> **TASK DESCRIPTION**:
Copy each line of the entries beneath that contains the word "this".

> **RECORDS PROVIDED**:
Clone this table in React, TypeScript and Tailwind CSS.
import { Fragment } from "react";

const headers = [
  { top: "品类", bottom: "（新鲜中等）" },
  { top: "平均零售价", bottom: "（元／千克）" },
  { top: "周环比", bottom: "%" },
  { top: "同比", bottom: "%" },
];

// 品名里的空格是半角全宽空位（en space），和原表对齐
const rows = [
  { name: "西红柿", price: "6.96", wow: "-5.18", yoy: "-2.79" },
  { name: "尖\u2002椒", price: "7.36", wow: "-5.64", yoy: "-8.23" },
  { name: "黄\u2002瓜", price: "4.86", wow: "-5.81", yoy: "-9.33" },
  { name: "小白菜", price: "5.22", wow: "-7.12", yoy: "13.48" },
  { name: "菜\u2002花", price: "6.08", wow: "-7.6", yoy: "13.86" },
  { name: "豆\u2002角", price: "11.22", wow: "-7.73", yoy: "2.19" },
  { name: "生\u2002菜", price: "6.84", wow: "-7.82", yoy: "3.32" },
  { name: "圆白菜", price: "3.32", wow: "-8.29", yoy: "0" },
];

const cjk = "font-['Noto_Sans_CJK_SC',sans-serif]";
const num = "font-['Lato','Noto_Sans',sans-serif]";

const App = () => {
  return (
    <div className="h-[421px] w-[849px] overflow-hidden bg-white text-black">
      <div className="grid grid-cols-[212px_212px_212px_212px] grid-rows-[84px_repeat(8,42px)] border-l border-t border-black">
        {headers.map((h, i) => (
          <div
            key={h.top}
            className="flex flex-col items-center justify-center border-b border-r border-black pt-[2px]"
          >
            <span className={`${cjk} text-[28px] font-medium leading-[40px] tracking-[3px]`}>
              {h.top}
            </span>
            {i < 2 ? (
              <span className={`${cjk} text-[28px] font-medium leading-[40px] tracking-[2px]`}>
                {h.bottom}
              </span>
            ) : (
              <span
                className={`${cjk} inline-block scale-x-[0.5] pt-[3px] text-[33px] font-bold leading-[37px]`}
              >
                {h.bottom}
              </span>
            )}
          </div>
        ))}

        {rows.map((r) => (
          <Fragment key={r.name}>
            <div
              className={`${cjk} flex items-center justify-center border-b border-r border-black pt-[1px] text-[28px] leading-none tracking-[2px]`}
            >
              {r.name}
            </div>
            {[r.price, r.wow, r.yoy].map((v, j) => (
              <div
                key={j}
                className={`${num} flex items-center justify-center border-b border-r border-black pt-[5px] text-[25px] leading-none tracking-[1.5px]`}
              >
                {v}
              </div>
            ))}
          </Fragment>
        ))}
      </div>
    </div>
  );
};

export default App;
---
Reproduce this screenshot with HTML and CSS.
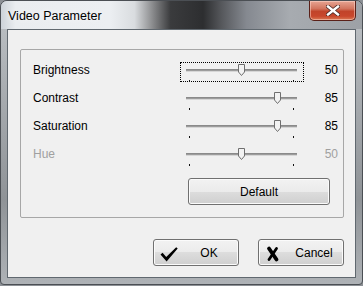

> **EXERCISE ANSWER**:
Clone this table in React, TypeScript and Tailwind CSS.
Reproduce this screenshot with HTML and CSS.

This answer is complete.